Stop Doing “Backdoor References”

December 5th, 2025

TJ Kastning

Let’s be honest: you do it because you want the real story.

You know candidates only list references who will say good things. So, you pick up the phone and call someone who knows them “off the record.” Maybe it’s a peer at their current company or a contact you trust in the industry.

It’s just smart due diligence. Right?

It’s not.

It’s a breach of trust,and, worse, it rarely gives you better insight.

Here’s why backdoor references usually backfire.

1. They Break Confidentiality

Most professionals interview quietly for a reason. When you start calling around about a candidate who hasn’t told their employer they’re looking, you’re putting their livelihood at risk.

You may think you’re being discreet, just calling a “friend of a friend”, but word travels fast. A quick conversation can unravel months of careful professional discretion and permanently damage someone’s standing at their current company.

In a small industry like construction, where reputation is everything, that’s not a trivial mistake.

2. The Feedback Is Unreliable

Let’s say you do get someone on the phone.
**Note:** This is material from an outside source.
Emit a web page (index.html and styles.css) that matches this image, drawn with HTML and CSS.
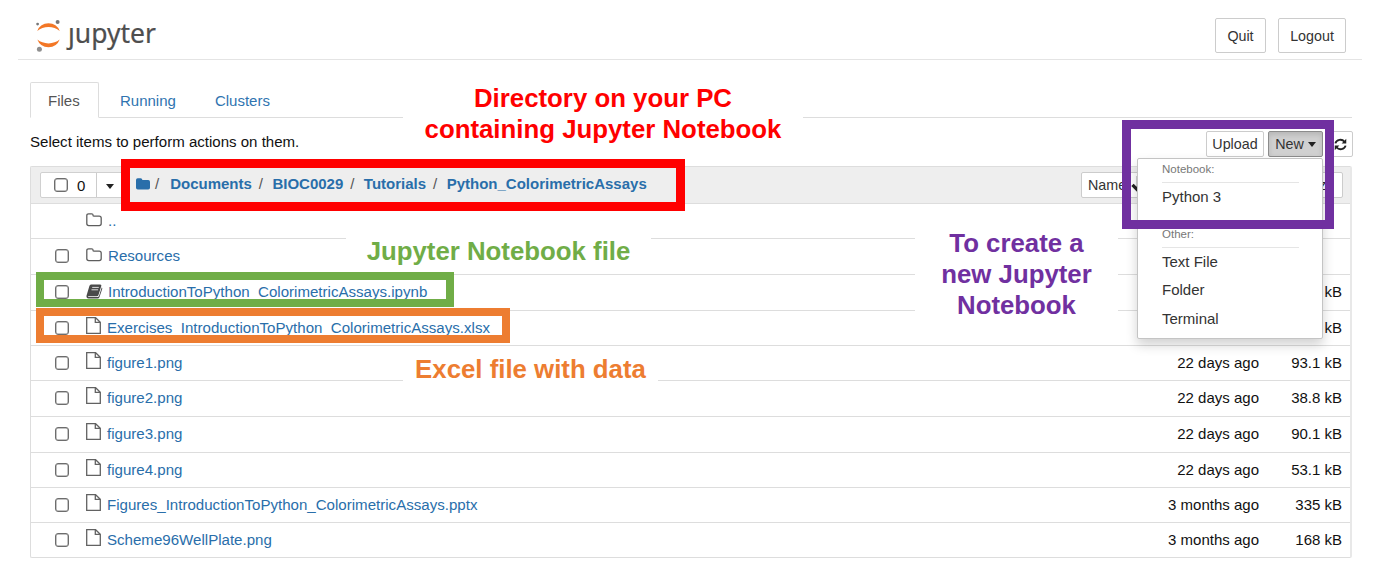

How well do they really know the person you’re asking about?

Were they distant colleagues? Close peers? A short-term collaborator on a bad project? You don’t know—and you probably won’t get the full context in a five-minute call.
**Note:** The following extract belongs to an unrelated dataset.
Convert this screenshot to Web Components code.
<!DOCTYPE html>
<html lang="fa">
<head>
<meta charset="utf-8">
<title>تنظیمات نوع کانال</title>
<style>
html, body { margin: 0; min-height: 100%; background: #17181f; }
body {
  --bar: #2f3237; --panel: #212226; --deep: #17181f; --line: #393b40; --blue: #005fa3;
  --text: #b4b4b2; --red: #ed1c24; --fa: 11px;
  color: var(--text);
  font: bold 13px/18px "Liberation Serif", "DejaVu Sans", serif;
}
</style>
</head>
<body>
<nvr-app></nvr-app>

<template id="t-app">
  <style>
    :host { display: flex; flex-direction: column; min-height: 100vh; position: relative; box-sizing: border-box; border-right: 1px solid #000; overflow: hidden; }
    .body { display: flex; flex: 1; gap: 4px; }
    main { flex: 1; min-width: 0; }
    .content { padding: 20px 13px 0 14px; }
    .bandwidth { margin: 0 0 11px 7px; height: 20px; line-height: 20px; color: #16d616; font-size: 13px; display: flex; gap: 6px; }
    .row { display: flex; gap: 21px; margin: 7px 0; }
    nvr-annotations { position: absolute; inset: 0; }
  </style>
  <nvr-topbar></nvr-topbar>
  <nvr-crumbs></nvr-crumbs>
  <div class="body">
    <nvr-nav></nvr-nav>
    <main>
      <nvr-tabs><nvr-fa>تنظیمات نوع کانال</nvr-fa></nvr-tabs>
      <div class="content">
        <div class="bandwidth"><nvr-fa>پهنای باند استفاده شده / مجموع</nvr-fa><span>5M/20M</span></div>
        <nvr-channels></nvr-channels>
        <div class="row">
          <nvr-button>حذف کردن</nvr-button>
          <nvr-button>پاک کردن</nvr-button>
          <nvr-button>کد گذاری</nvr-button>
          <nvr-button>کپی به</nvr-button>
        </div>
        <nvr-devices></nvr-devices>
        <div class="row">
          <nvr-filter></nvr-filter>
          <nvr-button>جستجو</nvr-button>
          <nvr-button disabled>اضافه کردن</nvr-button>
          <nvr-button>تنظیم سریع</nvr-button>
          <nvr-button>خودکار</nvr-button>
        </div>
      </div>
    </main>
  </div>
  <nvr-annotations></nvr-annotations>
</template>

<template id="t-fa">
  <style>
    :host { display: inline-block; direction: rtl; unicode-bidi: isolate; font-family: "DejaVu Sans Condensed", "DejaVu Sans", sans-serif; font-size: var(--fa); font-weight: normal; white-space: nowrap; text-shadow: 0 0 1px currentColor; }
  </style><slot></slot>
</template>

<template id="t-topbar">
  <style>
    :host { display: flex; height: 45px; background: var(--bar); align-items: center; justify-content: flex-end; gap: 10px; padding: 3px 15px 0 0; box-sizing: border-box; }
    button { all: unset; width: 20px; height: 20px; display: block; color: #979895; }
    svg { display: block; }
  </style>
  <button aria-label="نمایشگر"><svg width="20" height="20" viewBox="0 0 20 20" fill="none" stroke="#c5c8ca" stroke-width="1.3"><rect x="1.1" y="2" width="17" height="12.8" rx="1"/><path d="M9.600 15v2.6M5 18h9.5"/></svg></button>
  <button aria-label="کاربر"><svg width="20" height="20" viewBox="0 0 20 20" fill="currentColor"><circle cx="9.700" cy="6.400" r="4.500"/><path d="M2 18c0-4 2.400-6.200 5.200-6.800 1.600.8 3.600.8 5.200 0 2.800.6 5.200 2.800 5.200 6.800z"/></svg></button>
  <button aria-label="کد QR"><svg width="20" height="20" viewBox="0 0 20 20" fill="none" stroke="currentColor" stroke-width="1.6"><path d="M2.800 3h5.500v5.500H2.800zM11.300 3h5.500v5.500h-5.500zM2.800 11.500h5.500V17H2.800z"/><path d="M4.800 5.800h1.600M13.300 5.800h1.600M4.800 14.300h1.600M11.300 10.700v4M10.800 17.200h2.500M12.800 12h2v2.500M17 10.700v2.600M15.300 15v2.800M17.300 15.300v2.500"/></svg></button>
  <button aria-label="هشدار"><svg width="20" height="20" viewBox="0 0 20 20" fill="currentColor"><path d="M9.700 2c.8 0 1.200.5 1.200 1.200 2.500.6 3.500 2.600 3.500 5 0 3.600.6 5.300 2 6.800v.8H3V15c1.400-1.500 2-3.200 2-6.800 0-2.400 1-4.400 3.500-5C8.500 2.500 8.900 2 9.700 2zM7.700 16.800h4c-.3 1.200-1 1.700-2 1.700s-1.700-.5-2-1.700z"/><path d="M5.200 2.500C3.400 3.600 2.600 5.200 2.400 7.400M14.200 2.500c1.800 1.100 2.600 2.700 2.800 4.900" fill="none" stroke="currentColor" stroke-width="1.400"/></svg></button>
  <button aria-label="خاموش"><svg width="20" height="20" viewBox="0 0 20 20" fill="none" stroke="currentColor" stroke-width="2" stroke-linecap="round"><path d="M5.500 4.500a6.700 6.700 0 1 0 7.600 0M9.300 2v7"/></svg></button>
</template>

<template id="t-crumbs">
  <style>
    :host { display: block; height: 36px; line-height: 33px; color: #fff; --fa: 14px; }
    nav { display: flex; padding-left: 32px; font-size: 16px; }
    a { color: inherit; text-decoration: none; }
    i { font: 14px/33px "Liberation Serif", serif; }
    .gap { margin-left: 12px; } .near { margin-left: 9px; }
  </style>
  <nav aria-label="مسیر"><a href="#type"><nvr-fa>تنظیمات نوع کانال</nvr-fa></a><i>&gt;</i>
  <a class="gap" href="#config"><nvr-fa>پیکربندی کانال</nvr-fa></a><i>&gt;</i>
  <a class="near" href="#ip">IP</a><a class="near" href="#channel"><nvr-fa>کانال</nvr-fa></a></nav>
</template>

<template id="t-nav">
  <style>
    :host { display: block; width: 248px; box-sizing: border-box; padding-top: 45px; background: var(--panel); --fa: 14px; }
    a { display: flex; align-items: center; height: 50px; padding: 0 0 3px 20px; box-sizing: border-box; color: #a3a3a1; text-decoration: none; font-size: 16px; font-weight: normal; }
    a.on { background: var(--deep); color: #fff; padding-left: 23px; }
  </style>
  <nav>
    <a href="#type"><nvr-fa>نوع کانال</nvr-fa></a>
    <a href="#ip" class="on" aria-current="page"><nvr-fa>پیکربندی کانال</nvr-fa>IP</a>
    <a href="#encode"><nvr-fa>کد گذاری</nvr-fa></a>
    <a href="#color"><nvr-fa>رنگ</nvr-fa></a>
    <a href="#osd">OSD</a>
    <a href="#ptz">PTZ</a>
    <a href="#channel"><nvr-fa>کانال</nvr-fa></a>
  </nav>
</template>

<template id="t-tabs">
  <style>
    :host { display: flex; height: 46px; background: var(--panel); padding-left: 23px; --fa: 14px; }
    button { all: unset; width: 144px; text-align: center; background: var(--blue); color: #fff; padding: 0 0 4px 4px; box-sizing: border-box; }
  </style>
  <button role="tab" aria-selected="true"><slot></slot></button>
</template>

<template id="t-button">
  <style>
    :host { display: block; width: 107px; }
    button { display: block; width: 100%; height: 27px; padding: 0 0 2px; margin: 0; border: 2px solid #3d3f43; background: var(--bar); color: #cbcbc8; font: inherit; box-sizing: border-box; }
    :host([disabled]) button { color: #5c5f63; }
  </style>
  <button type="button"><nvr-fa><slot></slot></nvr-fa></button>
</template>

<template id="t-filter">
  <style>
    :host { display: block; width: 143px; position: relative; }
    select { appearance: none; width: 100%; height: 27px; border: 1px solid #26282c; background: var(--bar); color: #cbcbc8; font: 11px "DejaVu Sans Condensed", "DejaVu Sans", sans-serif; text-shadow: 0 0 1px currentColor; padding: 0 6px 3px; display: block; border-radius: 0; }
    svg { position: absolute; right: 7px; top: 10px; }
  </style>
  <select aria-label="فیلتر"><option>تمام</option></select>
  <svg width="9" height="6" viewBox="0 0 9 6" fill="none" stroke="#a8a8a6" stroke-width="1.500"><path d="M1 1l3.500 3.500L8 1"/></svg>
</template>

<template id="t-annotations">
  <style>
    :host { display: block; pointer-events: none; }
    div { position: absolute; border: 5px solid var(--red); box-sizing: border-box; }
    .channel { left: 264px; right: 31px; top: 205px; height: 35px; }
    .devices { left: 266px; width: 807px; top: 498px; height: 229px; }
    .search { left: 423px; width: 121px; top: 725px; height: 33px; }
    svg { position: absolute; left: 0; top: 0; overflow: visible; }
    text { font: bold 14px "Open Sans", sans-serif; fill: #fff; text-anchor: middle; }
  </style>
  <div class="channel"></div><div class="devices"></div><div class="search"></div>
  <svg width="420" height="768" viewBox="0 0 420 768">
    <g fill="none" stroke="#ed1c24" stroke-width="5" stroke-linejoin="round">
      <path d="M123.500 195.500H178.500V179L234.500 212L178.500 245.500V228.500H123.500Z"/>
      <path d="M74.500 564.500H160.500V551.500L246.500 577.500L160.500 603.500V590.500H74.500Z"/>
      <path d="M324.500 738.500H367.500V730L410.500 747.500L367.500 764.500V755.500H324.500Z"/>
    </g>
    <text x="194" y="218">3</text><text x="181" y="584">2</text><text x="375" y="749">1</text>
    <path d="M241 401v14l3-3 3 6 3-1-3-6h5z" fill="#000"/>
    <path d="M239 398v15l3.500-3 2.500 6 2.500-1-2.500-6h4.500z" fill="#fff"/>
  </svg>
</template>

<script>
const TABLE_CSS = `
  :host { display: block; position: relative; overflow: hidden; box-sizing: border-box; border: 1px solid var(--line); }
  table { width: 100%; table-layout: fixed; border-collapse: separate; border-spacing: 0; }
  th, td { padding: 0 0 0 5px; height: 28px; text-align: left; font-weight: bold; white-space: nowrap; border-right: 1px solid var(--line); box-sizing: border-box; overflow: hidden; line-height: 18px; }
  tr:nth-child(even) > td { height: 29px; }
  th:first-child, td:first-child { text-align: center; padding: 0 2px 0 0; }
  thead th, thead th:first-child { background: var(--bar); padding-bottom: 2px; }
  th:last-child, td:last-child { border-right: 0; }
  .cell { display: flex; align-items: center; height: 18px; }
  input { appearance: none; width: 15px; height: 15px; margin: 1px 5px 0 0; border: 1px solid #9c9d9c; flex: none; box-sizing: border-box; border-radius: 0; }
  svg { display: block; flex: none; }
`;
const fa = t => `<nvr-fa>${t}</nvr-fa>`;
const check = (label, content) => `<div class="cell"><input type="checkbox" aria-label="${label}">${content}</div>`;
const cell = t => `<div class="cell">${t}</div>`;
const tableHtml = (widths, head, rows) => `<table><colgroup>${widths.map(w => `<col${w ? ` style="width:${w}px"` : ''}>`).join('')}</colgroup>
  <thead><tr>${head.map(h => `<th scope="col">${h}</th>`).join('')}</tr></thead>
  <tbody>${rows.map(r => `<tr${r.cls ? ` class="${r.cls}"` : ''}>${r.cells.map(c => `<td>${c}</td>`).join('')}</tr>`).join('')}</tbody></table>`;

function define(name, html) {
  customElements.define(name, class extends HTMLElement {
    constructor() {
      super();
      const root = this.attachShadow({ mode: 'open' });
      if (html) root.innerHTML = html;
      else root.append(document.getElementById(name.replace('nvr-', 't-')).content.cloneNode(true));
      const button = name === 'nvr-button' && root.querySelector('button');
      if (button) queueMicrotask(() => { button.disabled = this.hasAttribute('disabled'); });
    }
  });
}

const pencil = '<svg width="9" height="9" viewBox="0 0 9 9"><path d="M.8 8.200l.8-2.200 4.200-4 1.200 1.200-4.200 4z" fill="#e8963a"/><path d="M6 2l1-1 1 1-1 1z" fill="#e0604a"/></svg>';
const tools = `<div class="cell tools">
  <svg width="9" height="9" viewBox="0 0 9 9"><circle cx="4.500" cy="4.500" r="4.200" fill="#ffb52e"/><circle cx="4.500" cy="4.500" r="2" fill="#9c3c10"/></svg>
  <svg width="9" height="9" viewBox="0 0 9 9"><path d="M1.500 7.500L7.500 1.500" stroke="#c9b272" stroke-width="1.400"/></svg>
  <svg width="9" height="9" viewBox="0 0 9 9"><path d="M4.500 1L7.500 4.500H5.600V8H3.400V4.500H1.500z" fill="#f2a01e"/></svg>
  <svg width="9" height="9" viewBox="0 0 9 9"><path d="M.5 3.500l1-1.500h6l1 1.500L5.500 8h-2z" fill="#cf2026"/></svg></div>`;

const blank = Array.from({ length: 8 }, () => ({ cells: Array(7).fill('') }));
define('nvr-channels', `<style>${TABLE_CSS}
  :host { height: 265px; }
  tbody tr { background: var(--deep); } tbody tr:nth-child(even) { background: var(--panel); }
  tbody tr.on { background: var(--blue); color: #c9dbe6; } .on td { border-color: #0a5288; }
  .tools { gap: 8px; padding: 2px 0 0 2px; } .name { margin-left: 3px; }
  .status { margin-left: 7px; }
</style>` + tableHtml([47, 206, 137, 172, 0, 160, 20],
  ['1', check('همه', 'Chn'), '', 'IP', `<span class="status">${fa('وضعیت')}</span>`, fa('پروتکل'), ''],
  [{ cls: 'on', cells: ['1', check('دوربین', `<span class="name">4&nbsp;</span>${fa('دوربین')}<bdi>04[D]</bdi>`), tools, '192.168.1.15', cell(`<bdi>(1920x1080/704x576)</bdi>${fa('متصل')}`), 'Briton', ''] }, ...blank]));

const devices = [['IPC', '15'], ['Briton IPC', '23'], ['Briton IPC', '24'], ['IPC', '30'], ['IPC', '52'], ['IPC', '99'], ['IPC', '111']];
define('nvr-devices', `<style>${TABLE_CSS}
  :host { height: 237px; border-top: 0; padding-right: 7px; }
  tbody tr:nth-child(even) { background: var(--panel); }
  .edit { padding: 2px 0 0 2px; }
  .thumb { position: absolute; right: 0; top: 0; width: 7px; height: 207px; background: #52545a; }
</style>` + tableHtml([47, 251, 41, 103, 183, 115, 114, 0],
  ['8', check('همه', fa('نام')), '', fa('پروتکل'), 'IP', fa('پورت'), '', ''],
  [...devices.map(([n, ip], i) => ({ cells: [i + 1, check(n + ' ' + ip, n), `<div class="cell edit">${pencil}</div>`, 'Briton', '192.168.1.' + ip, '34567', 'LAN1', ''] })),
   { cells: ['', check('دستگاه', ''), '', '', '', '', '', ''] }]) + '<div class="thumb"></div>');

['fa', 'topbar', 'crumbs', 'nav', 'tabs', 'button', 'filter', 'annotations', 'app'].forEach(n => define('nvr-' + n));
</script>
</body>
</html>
Even when the intent is good, backdoor references tend to produce gossip, not guidance.

3. Values Might Not Be Transferable

You might think, “This VP of Construction will know what they’re talking about.” But if that person leads with values or expectations that clash with your company’s, why would their opinion hold weight in your hiring decision?

Calling someone you wouldn’t hire to validate your hiring decision makes no sense.

What to Do Instead

If you want to learn more about someone, ask them.

  • Ask better interview questions.
  • Have better conversations with their listed references.
  • Build enough trust that candidates want to be transparent with you.

If you can’t trust a candidate and the people they’ve chosen to vouch for them, you shouldn’t be hiring them in the first place.

Backdoor references might feel clever. But they’re a symptom of weak process, not strong discernment.

Better interviews build better decisions.